Request: Please write out the complete listing that follows, exactly as it reads.

Dataset excerpt:
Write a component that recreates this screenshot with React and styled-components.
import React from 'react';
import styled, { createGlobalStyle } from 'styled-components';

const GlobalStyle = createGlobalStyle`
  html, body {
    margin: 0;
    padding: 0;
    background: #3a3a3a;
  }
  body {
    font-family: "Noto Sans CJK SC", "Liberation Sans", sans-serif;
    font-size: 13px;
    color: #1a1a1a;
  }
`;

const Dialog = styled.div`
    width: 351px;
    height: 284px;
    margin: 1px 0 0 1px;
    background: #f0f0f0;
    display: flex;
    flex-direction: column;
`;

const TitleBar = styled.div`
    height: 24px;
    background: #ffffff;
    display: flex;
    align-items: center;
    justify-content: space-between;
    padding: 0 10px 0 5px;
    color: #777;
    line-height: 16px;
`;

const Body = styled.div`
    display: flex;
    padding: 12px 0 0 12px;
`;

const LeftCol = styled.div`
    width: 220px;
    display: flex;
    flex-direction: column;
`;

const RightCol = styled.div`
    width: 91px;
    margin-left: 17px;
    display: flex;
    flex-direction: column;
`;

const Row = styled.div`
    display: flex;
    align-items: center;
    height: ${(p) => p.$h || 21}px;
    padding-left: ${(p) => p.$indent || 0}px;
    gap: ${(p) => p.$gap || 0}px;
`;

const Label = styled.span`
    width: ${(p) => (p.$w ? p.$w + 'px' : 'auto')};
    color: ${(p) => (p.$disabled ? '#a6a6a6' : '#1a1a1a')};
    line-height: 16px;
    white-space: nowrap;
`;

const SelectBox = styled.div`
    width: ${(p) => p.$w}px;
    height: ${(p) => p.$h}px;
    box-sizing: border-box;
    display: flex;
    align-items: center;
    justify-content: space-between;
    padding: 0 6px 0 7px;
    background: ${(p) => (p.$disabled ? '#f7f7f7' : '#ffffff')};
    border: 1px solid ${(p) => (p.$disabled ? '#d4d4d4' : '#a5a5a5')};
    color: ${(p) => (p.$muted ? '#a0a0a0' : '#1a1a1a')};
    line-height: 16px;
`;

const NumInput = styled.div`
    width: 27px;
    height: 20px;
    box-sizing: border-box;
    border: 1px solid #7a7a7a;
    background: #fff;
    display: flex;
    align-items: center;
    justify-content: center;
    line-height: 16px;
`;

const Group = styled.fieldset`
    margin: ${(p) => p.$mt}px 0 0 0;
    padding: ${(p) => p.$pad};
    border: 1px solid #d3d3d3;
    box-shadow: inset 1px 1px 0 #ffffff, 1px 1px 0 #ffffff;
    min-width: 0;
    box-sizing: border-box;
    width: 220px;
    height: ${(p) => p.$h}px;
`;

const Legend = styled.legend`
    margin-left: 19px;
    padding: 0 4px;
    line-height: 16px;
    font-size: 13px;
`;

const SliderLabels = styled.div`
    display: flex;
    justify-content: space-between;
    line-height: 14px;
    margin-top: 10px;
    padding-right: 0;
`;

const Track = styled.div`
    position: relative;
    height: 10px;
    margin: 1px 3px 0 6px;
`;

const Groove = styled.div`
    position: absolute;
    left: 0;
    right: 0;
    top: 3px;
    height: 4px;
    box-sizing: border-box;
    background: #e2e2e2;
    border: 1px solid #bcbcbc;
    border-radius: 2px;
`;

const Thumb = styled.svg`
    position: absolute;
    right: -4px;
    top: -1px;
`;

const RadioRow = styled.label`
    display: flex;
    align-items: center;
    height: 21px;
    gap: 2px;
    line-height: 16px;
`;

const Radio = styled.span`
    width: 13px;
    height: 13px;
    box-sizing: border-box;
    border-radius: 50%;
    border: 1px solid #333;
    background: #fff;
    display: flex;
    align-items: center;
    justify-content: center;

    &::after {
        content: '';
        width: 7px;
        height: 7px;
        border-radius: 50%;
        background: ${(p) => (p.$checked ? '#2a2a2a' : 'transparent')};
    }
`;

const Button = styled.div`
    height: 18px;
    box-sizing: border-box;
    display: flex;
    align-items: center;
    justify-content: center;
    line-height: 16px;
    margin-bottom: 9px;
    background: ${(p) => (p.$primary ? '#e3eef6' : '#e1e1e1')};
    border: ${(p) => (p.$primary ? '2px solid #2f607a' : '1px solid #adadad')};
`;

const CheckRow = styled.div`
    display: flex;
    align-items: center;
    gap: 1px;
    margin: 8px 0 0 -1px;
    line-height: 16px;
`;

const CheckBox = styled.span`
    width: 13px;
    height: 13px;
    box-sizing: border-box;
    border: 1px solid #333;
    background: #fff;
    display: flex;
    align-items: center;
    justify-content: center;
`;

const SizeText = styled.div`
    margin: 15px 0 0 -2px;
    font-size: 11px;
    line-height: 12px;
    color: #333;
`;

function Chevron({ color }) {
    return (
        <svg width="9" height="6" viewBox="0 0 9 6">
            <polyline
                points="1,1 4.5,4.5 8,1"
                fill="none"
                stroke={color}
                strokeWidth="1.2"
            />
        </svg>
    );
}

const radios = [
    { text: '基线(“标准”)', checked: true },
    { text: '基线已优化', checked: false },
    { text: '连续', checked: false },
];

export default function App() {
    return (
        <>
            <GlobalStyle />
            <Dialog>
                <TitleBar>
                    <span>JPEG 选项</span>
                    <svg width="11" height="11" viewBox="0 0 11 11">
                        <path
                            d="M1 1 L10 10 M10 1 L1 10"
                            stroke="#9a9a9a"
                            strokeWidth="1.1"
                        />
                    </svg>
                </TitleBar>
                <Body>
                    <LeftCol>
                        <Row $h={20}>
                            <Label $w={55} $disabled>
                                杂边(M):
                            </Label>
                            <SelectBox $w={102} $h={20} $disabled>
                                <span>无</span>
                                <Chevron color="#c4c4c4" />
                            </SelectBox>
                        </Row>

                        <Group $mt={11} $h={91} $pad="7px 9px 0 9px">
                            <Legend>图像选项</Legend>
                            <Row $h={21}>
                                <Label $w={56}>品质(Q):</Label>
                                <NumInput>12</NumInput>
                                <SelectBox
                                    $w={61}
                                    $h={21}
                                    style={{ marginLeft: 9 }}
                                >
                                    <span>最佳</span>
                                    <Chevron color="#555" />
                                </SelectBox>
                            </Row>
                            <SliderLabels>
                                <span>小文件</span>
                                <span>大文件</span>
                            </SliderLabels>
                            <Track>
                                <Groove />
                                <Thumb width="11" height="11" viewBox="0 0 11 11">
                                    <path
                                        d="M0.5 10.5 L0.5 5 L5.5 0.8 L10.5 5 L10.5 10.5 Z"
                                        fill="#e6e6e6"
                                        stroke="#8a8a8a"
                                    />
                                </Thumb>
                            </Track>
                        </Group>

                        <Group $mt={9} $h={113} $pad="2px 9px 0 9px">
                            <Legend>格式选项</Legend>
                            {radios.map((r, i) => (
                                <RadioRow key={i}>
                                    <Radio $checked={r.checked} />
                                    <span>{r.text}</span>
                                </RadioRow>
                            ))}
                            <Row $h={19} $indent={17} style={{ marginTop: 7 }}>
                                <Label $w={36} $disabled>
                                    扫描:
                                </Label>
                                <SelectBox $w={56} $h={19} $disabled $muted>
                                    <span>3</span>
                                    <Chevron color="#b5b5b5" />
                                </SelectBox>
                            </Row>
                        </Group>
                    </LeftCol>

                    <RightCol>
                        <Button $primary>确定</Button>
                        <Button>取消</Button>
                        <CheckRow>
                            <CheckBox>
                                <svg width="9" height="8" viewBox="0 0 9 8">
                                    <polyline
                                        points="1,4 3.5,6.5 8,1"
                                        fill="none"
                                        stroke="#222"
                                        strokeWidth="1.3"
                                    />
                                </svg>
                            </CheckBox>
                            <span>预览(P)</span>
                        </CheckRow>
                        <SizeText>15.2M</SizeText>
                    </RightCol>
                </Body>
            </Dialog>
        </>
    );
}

Response for this exercise:
Write a component that recreates this screenshot with React and styled-components.
import React from 'react';
import styled, { createGlobalStyle } from 'styled-components';

const GlobalStyle = createGlobalStyle`
  html, body {
    margin: 0;
    padding: 0;
    background: #3a3a3a;
  }
  body {
    font-family: "Noto Sans CJK SC", "Liberation Sans", sans-serif;
    font-size: 13px;
    color: #1a1a1a;
  }
`;

const Dialog = styled.div`
    width: 351px;
    height: 284px;
    margin: 1px 0 0 1px;
    background: #f0f0f0;
    display: flex;
    flex-direction: column;
`;

const TitleBar = styled.div`
    height: 24px;
    background: #ffffff;
    display: flex;
    align-items: center;
    justify-content: space-between;
    padding: 0 10px 0 5px;
    color: #777;
    line-height: 16px;
`;

const Body = styled.div`
    display: flex;
    padding: 12px 0 0 12px;
`;

const LeftCol = styled.div`
    width: 220px;
    display: flex;
    flex-direction: column;
`;

const RightCol = styled.div`
    width: 91px;
    margin-left: 17px;
    display: flex;
    flex-direction: column;
`;

const Row = styled.div`
    display: flex;
    align-items: center;
    height: ${(p) => p.$h || 21}px;
    padding-left: ${(p) => p.$indent || 0}px;
    gap: ${(p) => p.$gap || 0}px;
`;

const Label = styled.span`
    width: ${(p) => (p.$w ? p.$w + 'px' : 'auto')};
    color: ${(p) => (p.$disabled ? '#a6a6a6' : '#1a1a1a')};
    line-height: 16px;
    white-space: nowrap;
`;

const SelectBox = styled.div`
    width: ${(p) => p.$w}px;
    height: ${(p) => p.$h}px;
    box-sizing: border-box;
    display: flex;
    align-items: center;
    justify-content: space-between;
    padding: 0 6px 0 7px;
    background: ${(p) => (p.$disabled ? '#f7f7f7' : '#ffffff')};
    border: 1px solid ${(p) => (p.$disabled ? '#d4d4d4' : '#a5a5a5')};
    color: ${(p) => (p.$muted ? '#a0a0a0' : '#1a1a1a')};
    line-height: 16px;
`;

const NumInput = styled.div`
    width: 27px;
    height: 20px;
    box-sizing: border-box;
    border: 1px solid #7a7a7a;
    background: #fff;
    display: flex;
    align-items: center;
    justify-content: center;
    line-height: 16px;
`;

const Group = styled.fieldset`
    margin: ${(p) => p.$mt}px 0 0 0;
    padding: ${(p) => p.$pad};
    border: 1px solid #d3d3d3;
    box-shadow: inset 1px 1px 0 #ffffff, 1px 1px 0 #ffffff;
    min-width: 0;
    box-sizing: border-box;
    width: 220px;
    height: ${(p) => p.$h}px;
`;

const Legend = styled.legend`
    margin-left: 19px;
    padding: 0 4px;
    line-height: 16px;
    font-size: 13px;
`;

const SliderLabels = styled.div`
    display: flex;
    justify-content: space-between;
    line-height: 14px;
    margin-top: 10px;
    padding-right: 0;
`;

const Track = styled.div`
    position: relative;
    height: 10px;
    margin: 1px 3px 0 6px;
`;

const Groove = styled.div`
    position: absolute;
    left: 0;
    right: 0;
    top: 3px;
    height: 4px;
    box-sizing: border-box;
    background: #e2e2e2;
    border: 1px solid #bcbcbc;
    border-radius: 2px;
`;

const Thumb = styled.svg`
    position: absolute;
    right: -4px;
    top: -1px;
`;

const RadioRow = styled.label`
    display: flex;
    align-items: center;
    height: 21px;
    gap: 2px;
    line-height: 16px;
`;

const Radio = styled.span`
    width: 13px;
    height: 13px;
    box-sizing: border-box;
    border-radius: 50%;
    border: 1px solid #333;
    background: #fff;
    display: flex;
    align-items: center;
    justify-content: center;

    &::after {
        content: '';
        width: 7px;
        height: 7px;
        border-radius: 50%;
        background: ${(p) => (p.$checked ? '#2a2a2a' : 'transparent')};
    }
`;

const Button = styled.div`
    height: 18px;
    box-sizing: border-box;
    display: flex;
    align-items: center;
    justify-content: center;
    line-height: 16px;
    margin-bottom: 9px;
    background: ${(p) => (p.$primary ? '#e3eef6' : '#e1e1e1')};
    border: ${(p) => (p.$primary ? '2px solid #2f607a' : '1px solid #adadad')};
`;

const CheckRow = styled.div`
    display: flex;
    align-items: center;
    gap: 1px;
    margin: 8px 0 0 -1px;
    line-height: 16px;
`;

const CheckBox = styled.span`
    width: 13px;
    height: 13px;
    box-sizing: border-box;
    border: 1px solid #333;
    background: #fff;
    display: flex;
    align-items: center;
    justify-content: center;
`;

const SizeText = styled.div`
    margin: 15px 0 0 -2px;
    font-size: 11px;
    line-height: 12px;
    color: #333;
`;

function Chevron({ color }) {
    return (
        <svg width="9" height="6" viewBox="0 0 9 6">
            <polyline
                points="1,1 4.5,4.5 8,1"
                fill="none"
                stroke={color}
                strokeWidth="1.2"
            />
        </svg>
    );
}

const radios = [
    { text: '基线(“标准”)', checked: true },
    { text: '基线已优化', checked: false },
    { text: '连续', checked: false },
];

export default function App() {
    return (
        <>
            <GlobalStyle />
            <Dialog>
                <TitleBar>
                    <span>JPEG 选项</span>
                    <svg width="11" height="11" viewBox="0 0 11 11">
                        <path
                            d="M1 1 L10 10 M10 1 L1 10"
                            stroke="#9a9a9a"
                            strokeWidth="1.1"
                        />
                    </svg>
                </TitleBar>
                <Body>
                    <LeftCol>
                        <Row $h={20}>
                            <Label $w={55} $disabled>
                                杂边(M):
                            </Label>
                            <SelectBox $w={102} $h={20} $disabled>
                                <span>无</span>
                                <Chevron color="#c4c4c4" />
                            </SelectBox>
                        </Row>

                        <Group $mt={11} $h={91} $pad="7px 9px 0 9px">
                            <Legend>图像选项</Legend>
                            <Row $h={21}>
                                <Label $w={56}>品质(Q):</Label>
                                <NumInput>12</NumInput>
                                <SelectBox
                                    $w={61}
                                    $h={21}
                                    style={{ marginLeft: 9 }}
                                >
                                    <span>最佳</span>
                                    <Chevron color="#555" />
                                </SelectBox>
                            </Row>
                            <SliderLabels>
                                <span>小文件</span>
                                <span>大文件</span>
                            </SliderLabels>
                            <Track>
                                <Groove />
                                <Thumb width="11" height="11" viewBox="0 0 11 11">
                                    <path
                                        d="M0.5 10.5 L0.5 5 L5.5 0.8 L10.5 5 L10.5 10.5 Z"
                                        fill="#e6e6e6"
                                        stroke="#8a8a8a"
                                    />
                                </Thumb>
                            </Track>
                        </Group>

                        <Group $mt={9} $h={113} $pad="2px 9px 0 9px">
                            <Legend>格式选项</Legend>
                            {radios.map((r, i) => (
                                <RadioRow key={i}>
                                    <Radio $checked={r.checked} />
                                    <span>{r.text}</span>
                                </RadioRow>
                            ))}
                            <Row $h={19} $indent={17} style={{ marginTop: 7 }}>
                                <Label $w={36} $disabled>
                                    扫描:
                                </Label>
                                <SelectBox $w={56} $h={19} $disabled $muted>
                                    <span>3</span>
                                    <Chevron color="#b5b5b5" />
                                </SelectBox>
                            </Row>
                        </Group>
                    </LeftCol>

                    <RightCol>
                        <Button $primary>确定</Button>
                        <Button>取消</Button>
                        <CheckRow>
                            <CheckBox>
                                <svg width="9" height="8" viewBox="0 0 9 8">
                                    <polyline
                                        points="1,4 3.5,6.5 8,1"
                                        fill="none"
                                        stroke="#222"
                                        strokeWidth="1.3"
                                    />
                                </svg>
                            </CheckBox>
                            <span>预览(P)</span>
                        </CheckRow>
                        <SizeText>15.2M</SizeText>
                    </RightCol>
                </Body>
            </Dialog>
        </>
    );
}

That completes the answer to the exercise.